# Start of Exercise data

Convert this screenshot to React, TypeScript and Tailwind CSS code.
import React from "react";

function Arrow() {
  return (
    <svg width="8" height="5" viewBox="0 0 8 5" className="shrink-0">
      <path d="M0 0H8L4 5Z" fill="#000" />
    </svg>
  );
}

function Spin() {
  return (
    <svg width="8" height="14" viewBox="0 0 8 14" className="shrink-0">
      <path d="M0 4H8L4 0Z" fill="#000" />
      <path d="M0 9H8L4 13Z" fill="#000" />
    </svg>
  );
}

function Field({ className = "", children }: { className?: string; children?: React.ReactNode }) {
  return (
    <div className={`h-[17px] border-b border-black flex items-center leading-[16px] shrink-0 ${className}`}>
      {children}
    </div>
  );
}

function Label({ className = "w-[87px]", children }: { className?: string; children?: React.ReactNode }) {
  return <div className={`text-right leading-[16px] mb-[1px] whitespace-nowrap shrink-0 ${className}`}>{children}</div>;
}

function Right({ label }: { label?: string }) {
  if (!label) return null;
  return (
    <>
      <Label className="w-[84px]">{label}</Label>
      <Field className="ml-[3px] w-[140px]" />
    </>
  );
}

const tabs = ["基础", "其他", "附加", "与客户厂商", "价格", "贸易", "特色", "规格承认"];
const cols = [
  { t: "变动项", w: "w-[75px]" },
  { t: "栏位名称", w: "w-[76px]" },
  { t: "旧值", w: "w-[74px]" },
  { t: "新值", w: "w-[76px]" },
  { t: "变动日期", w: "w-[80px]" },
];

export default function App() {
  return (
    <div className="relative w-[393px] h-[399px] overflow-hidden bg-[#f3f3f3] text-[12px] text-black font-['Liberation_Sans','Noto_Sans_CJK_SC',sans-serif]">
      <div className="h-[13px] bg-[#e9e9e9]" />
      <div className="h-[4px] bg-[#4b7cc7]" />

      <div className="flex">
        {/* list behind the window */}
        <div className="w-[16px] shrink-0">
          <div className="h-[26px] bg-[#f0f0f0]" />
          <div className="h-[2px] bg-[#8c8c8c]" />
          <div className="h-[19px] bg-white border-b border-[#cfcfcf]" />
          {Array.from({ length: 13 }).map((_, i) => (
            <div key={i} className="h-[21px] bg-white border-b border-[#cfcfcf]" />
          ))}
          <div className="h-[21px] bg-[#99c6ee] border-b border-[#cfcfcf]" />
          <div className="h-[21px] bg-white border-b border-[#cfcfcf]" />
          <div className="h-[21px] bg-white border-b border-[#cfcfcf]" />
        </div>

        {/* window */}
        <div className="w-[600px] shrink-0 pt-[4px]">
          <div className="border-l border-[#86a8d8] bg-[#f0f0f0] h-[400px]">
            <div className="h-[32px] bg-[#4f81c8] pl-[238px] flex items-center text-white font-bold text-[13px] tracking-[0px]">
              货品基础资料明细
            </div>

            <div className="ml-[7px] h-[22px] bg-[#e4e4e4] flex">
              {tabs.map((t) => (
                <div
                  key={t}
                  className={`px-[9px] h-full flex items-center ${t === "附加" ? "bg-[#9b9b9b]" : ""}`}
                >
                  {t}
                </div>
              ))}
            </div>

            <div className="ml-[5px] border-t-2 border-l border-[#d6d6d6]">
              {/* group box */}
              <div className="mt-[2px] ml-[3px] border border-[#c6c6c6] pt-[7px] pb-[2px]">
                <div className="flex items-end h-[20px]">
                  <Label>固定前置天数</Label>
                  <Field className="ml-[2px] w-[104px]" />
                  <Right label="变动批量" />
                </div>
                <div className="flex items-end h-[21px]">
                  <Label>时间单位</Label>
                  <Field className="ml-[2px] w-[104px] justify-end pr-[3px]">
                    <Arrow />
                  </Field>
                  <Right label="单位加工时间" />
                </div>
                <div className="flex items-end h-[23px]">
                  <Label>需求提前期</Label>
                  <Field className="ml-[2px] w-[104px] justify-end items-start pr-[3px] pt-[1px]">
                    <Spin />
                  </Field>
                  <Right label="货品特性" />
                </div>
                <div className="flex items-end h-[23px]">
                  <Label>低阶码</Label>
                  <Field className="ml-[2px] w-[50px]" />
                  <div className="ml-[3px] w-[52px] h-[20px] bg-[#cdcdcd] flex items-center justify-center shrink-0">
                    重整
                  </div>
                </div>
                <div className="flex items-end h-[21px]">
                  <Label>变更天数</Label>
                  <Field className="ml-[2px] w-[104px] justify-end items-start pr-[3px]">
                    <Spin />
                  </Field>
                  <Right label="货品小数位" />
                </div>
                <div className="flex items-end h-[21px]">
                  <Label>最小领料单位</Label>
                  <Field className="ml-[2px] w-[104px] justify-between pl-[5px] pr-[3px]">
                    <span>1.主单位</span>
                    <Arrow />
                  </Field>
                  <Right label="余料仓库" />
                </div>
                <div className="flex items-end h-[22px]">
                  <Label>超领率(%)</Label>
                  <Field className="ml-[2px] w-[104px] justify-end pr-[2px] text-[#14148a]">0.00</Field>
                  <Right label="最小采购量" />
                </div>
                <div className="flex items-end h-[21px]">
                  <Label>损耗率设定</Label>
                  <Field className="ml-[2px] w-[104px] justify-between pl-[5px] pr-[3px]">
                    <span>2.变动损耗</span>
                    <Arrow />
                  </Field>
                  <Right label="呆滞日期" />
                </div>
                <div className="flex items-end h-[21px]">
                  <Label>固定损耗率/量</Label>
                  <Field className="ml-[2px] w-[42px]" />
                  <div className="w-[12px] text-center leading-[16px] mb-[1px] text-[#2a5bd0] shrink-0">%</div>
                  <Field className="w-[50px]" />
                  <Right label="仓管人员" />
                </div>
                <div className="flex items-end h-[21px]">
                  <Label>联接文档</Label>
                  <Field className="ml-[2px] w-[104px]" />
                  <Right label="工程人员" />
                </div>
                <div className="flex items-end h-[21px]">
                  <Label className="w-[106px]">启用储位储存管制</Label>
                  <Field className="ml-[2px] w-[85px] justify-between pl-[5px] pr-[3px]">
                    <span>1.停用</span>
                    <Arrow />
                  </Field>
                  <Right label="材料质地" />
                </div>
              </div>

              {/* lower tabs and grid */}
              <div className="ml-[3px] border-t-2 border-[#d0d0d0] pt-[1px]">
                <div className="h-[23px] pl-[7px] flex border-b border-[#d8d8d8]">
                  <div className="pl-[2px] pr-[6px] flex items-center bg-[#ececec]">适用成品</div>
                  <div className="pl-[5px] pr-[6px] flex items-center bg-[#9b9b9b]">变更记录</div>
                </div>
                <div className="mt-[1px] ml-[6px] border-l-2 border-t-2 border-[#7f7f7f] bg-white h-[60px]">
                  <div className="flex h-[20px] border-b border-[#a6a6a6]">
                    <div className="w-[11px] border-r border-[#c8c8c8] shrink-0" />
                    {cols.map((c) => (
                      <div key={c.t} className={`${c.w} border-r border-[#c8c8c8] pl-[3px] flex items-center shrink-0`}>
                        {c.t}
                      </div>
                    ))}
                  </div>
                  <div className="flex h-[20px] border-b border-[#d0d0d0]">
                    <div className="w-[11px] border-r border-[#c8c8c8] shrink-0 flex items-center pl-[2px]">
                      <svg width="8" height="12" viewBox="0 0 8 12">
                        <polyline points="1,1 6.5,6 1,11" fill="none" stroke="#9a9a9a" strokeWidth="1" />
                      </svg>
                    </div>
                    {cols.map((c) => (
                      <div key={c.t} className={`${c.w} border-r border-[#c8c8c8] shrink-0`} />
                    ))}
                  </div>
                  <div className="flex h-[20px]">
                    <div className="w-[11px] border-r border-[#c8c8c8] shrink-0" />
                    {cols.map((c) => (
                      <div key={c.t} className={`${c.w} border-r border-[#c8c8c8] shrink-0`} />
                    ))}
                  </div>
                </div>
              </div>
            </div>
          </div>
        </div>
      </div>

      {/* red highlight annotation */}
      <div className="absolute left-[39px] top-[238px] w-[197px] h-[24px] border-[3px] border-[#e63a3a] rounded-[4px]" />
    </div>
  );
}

# End of Exercise data
# Start of Exercise data

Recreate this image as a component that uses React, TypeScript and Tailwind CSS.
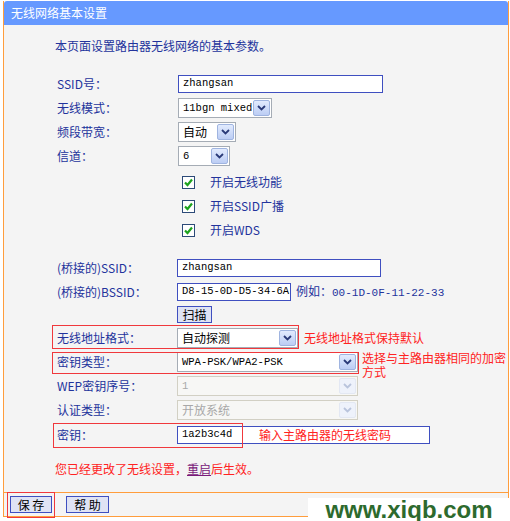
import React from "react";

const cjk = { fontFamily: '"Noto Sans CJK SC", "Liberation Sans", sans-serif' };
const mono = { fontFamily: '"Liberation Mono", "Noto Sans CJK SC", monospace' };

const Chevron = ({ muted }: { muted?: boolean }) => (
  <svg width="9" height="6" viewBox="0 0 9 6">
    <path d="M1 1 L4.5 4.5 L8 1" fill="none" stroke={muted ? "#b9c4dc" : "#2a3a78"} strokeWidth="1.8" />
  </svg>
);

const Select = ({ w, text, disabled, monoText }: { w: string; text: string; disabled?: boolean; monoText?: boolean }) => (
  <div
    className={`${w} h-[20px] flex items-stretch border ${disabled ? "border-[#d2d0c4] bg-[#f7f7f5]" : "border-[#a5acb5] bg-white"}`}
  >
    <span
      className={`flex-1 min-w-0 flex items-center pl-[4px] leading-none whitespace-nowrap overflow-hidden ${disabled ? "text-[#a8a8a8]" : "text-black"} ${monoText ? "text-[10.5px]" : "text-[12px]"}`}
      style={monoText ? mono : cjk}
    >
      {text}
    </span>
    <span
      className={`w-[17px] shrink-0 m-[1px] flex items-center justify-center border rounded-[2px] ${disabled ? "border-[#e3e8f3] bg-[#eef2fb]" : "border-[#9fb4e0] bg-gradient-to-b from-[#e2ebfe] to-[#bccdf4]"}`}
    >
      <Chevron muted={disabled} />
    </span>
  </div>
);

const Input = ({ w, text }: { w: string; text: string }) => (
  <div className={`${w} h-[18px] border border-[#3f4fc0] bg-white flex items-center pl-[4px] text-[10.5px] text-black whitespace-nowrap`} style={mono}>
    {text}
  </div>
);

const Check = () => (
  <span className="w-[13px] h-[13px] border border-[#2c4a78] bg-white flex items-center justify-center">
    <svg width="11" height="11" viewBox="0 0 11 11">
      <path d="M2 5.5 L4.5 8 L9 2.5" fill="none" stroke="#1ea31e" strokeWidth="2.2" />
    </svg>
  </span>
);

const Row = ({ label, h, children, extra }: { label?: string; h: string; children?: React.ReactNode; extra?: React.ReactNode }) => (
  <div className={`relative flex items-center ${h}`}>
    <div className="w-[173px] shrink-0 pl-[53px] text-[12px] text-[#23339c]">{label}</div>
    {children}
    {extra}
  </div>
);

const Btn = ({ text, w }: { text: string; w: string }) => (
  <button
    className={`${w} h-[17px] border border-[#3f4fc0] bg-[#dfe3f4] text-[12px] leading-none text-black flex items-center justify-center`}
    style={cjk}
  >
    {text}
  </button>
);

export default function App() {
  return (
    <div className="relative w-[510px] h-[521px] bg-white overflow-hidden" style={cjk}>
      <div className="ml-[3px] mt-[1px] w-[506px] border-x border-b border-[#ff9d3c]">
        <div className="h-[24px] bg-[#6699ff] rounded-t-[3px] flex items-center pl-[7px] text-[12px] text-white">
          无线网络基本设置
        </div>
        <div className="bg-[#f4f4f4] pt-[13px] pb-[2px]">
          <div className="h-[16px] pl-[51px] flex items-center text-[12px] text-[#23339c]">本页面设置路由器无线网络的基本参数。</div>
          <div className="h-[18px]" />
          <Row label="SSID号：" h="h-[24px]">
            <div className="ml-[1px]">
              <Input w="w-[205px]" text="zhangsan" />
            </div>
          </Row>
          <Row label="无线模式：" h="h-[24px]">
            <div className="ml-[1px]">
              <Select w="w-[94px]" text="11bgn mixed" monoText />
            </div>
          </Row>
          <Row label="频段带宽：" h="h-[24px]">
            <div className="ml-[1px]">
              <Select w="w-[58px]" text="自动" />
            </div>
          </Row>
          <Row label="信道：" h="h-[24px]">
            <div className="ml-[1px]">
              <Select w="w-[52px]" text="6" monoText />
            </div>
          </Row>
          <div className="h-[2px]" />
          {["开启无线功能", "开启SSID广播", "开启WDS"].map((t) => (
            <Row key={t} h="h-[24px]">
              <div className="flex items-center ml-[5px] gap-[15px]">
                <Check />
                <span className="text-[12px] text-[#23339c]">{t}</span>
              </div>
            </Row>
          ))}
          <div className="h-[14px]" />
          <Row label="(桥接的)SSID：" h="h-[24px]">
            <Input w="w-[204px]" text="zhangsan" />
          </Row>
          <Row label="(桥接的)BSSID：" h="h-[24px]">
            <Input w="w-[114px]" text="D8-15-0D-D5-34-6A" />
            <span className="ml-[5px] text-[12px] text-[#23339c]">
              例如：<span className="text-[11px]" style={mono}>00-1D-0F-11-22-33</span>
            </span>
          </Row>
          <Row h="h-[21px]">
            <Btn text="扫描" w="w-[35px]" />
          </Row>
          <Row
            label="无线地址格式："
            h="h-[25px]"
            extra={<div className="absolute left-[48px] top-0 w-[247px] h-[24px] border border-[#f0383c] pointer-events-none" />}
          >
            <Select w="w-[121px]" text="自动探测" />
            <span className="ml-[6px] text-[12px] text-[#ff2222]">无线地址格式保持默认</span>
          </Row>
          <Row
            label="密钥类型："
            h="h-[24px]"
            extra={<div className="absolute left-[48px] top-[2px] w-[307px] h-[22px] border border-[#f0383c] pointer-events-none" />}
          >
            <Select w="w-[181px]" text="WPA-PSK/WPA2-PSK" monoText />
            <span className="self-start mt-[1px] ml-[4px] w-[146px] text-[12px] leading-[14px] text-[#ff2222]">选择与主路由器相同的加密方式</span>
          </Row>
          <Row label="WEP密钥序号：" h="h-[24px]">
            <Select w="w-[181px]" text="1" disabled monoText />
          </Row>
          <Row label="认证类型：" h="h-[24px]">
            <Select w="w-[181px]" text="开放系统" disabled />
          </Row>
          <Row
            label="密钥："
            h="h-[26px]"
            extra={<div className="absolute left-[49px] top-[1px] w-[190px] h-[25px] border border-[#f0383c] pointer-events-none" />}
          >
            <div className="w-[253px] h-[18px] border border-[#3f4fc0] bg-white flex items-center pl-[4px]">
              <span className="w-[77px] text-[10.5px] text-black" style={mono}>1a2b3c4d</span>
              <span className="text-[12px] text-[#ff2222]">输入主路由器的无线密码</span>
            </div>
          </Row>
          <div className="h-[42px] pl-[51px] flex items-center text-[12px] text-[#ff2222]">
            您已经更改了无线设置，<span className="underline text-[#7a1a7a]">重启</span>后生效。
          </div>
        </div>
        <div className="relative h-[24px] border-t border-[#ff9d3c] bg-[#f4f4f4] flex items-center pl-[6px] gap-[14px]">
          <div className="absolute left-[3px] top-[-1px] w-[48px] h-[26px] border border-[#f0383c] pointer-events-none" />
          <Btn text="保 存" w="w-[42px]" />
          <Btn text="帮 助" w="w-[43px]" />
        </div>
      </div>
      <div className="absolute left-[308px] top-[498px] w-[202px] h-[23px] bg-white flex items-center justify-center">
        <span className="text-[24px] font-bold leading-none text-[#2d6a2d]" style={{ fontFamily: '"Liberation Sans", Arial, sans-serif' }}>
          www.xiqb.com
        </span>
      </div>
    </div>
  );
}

# End of Exercise data

### Direction
Copy each line of the records that contains the word "TypeScript".

### Task answer
Convert this screenshot to React, TypeScript and Tailwind CSS code.
Recreate this image as a component that uses React, TypeScript and Tailwind CSS.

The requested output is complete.